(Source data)
⁂
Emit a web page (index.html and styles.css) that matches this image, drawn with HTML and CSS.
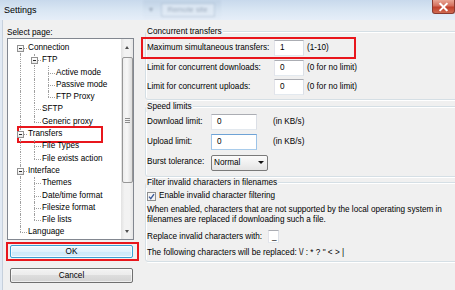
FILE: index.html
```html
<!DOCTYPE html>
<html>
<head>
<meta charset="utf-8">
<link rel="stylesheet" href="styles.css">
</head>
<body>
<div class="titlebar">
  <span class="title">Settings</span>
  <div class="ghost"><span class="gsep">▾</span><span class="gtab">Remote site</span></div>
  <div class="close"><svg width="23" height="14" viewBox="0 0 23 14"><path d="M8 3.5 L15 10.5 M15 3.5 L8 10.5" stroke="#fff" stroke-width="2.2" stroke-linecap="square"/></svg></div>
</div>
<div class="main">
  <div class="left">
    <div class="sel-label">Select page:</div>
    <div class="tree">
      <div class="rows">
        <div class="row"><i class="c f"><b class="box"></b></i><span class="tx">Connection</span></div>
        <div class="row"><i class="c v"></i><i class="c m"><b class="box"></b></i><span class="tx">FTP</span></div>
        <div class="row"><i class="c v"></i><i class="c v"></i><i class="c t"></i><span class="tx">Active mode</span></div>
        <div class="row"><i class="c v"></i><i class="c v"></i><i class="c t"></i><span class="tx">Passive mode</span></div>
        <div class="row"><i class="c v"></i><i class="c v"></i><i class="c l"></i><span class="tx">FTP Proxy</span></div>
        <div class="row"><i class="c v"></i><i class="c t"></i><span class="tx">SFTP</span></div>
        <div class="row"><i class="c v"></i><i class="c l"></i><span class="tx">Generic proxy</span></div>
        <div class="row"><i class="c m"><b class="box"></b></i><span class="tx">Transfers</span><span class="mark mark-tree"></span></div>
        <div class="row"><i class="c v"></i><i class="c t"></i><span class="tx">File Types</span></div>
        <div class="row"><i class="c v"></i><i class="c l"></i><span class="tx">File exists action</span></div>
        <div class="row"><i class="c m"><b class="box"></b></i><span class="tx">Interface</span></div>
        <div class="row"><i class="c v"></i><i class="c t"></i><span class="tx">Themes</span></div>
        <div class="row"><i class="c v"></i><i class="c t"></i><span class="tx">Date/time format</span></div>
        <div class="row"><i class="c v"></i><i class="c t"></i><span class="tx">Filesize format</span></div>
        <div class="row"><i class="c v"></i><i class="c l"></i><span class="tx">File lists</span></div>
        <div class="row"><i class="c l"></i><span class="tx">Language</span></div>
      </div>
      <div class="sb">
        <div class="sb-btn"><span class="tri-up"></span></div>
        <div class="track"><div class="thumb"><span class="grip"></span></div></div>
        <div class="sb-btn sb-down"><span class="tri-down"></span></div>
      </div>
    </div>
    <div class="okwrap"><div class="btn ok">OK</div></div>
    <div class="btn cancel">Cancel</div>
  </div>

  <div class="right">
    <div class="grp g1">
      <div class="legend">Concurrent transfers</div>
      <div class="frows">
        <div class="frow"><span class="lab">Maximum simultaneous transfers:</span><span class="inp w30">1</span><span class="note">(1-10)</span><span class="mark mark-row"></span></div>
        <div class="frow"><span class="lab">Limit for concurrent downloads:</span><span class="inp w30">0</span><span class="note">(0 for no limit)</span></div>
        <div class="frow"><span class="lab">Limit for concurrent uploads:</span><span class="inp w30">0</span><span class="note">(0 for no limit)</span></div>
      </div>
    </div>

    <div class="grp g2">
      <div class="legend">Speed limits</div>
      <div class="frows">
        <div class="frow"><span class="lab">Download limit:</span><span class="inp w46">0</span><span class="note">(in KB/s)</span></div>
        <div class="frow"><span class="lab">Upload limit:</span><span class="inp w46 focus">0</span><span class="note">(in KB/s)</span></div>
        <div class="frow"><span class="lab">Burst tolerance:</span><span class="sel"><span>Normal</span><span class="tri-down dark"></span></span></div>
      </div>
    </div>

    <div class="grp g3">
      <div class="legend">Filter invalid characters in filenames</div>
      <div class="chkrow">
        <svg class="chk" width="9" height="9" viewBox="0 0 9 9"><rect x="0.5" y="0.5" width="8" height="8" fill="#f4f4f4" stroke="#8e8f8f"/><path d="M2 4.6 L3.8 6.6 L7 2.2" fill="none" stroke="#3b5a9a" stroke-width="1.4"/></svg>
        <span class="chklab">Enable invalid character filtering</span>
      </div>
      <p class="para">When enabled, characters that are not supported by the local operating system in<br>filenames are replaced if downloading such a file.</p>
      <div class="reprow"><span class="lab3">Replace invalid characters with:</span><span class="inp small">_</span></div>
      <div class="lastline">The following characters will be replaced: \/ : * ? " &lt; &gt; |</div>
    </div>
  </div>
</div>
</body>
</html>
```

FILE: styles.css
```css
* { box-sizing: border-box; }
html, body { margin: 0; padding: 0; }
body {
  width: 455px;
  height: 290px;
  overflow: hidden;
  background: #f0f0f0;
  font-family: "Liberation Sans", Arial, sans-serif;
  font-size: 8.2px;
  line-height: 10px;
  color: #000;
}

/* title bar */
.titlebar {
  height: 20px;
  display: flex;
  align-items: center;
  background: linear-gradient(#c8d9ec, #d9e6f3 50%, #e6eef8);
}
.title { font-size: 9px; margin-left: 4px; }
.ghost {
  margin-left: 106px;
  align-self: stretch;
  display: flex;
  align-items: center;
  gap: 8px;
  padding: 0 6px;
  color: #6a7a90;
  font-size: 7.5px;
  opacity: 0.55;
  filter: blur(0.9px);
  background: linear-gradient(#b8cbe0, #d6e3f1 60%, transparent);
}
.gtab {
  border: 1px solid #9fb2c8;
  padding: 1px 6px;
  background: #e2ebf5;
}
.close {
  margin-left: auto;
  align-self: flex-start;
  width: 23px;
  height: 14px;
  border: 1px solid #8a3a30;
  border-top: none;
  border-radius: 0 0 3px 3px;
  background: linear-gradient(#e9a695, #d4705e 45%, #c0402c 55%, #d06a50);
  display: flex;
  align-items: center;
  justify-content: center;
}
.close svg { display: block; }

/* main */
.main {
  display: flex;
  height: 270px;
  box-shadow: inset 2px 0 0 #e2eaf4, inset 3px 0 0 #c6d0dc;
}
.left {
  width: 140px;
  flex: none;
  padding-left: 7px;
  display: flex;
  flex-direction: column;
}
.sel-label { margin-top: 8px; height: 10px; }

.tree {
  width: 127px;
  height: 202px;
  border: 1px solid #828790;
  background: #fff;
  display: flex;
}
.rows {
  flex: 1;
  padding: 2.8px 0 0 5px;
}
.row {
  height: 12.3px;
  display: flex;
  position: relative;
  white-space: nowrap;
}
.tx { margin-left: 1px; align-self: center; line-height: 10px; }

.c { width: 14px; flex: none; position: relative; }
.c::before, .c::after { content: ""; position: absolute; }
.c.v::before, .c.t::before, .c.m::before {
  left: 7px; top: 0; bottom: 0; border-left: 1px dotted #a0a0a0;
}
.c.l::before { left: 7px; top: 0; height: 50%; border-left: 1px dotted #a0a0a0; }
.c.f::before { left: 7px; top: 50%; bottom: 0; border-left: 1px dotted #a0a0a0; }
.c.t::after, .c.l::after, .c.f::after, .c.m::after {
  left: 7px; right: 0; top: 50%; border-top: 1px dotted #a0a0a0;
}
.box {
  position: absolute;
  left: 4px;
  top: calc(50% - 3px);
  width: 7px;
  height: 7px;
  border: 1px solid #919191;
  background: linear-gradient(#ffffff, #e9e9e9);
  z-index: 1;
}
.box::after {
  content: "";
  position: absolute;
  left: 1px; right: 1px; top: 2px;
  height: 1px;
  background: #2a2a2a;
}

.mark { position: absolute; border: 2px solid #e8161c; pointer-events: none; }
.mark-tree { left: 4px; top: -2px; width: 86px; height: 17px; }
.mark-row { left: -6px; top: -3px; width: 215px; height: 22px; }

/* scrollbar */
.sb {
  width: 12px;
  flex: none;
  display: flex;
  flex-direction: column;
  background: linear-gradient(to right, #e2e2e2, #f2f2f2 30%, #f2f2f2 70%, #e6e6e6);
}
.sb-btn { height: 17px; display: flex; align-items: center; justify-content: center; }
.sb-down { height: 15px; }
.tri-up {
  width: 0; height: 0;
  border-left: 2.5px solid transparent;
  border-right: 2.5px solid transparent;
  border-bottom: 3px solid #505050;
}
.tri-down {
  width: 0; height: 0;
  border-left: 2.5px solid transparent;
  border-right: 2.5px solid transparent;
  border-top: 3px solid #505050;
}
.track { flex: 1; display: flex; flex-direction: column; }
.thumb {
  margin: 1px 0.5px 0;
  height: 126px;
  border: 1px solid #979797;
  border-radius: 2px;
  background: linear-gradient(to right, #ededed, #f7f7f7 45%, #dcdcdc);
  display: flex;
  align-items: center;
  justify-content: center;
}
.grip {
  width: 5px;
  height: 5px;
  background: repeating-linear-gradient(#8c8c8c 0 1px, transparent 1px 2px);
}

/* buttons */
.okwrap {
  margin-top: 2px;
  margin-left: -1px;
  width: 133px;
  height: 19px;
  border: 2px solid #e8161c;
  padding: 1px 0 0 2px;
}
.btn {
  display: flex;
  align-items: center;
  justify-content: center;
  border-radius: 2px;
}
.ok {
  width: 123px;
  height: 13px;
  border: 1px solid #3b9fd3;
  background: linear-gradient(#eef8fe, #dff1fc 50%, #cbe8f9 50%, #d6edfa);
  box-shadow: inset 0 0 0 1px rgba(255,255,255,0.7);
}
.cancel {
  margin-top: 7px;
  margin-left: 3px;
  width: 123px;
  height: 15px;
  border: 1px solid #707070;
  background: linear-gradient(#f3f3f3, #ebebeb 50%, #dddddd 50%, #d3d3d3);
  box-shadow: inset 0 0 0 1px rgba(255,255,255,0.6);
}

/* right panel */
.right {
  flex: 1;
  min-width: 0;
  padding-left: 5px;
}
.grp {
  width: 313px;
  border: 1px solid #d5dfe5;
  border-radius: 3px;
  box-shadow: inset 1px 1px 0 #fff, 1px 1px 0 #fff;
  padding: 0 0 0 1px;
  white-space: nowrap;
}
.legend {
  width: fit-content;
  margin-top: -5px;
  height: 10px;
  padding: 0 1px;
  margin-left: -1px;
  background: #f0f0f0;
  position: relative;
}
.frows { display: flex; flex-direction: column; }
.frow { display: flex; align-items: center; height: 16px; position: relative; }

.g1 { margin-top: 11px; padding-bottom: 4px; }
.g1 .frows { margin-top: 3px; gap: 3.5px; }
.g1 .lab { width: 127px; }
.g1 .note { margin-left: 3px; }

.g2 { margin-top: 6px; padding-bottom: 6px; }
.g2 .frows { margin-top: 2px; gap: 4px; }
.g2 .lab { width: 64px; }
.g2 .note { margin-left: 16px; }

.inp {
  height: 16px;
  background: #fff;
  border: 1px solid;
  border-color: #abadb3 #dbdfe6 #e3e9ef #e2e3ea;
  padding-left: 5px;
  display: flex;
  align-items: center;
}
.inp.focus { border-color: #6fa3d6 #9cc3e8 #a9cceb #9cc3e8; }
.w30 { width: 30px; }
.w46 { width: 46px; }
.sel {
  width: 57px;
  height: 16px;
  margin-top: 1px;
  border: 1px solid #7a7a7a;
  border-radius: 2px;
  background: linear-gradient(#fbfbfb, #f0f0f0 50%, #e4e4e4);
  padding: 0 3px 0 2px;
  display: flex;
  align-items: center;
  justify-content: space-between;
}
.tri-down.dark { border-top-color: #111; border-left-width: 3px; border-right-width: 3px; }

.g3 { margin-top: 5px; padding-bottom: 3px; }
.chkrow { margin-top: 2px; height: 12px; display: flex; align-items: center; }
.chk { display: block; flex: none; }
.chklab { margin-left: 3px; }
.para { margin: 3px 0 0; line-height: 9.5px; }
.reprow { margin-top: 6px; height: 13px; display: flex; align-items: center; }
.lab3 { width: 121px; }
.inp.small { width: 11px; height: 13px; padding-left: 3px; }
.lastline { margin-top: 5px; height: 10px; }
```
⁂
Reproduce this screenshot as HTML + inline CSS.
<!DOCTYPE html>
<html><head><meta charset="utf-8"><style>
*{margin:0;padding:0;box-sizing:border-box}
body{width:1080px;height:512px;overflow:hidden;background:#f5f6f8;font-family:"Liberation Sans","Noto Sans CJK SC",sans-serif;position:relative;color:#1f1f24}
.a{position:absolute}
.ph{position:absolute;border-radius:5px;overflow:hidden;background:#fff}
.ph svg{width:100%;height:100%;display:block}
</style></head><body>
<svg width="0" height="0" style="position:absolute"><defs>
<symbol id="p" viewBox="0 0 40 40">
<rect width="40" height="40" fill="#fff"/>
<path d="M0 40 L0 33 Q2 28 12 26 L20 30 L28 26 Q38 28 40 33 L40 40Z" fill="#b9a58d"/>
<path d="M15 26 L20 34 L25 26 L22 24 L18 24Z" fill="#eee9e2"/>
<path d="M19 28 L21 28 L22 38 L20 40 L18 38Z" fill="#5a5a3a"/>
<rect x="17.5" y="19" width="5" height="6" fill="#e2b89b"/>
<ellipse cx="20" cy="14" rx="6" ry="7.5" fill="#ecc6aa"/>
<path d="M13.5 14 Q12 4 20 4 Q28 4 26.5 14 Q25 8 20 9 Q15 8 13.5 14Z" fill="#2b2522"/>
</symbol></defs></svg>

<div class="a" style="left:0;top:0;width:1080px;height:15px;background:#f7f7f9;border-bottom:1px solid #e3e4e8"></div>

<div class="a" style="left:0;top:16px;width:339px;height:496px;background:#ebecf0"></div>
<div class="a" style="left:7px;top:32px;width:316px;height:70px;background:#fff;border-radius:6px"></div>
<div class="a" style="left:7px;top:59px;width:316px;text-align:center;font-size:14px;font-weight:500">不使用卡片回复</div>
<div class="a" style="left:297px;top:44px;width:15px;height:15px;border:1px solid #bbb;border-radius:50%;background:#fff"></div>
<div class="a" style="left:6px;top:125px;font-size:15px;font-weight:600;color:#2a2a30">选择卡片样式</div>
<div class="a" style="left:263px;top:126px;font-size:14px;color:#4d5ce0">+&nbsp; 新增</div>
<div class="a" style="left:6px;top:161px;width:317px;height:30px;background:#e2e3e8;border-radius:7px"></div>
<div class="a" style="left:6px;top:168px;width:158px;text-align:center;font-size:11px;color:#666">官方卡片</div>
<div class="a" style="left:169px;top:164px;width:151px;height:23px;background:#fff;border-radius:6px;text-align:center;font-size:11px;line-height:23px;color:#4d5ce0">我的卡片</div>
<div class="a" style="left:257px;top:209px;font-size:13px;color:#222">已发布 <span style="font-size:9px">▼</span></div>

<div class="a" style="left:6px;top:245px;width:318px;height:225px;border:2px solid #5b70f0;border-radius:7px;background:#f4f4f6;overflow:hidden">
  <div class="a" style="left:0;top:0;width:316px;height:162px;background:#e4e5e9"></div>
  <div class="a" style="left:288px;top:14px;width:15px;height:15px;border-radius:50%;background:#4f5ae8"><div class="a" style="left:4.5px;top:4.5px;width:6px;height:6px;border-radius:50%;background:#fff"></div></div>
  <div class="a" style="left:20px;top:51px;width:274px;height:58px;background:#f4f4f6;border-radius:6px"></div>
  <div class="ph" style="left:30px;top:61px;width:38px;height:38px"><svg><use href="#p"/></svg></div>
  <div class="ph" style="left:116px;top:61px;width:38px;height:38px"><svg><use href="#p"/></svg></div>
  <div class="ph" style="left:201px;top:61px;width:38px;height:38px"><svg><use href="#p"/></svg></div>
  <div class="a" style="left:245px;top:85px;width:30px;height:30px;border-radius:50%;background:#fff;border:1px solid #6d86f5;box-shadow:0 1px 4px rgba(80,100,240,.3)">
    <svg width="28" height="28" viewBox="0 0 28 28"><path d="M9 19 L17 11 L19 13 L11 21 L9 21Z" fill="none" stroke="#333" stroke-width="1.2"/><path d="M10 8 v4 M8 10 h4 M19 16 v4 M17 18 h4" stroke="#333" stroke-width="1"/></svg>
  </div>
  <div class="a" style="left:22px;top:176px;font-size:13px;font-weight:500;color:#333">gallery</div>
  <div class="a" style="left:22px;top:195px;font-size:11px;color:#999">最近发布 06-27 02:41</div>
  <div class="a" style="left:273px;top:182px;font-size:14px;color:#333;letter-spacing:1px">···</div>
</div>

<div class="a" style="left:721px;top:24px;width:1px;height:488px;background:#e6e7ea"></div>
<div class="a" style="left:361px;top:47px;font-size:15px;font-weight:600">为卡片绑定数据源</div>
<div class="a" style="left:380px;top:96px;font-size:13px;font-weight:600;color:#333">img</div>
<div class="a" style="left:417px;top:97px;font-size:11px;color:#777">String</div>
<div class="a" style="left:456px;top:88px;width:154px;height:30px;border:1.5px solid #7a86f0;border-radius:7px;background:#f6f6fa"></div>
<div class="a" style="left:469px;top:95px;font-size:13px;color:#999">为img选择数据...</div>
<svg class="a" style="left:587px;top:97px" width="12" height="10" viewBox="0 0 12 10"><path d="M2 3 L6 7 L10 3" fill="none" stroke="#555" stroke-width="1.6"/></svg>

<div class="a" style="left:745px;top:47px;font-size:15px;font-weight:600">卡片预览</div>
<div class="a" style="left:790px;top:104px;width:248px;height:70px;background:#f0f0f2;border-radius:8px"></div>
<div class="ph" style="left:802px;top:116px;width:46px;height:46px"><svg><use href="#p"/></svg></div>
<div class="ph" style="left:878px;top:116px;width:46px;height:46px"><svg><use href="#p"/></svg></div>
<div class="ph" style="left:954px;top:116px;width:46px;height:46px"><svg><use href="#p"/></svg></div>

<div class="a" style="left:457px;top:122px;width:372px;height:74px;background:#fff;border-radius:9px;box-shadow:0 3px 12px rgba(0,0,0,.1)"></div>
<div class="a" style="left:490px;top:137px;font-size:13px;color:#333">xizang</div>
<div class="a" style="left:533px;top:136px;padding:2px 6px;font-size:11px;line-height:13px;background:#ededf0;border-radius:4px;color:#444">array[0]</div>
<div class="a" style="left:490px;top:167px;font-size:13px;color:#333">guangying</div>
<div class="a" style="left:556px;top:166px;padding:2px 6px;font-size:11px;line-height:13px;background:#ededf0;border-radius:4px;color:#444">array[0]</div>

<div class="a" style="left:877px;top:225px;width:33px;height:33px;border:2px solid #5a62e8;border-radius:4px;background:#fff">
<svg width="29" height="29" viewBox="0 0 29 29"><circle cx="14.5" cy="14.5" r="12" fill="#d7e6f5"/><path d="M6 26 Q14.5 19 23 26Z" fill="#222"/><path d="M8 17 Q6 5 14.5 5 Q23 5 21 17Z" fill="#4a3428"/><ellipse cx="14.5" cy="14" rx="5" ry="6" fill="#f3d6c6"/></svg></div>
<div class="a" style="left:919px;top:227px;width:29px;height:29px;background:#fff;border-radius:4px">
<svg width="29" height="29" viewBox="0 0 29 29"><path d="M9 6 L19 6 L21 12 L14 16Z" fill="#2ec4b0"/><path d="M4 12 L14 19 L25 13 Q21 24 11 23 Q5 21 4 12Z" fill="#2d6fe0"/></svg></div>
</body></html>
⁂
INSTRUCTIONS TO FOLLOW — Each line of the material above either contains the word "styles" or does not; state how many do, and nothing else.

OUTPUT FOR THIS TASK — 3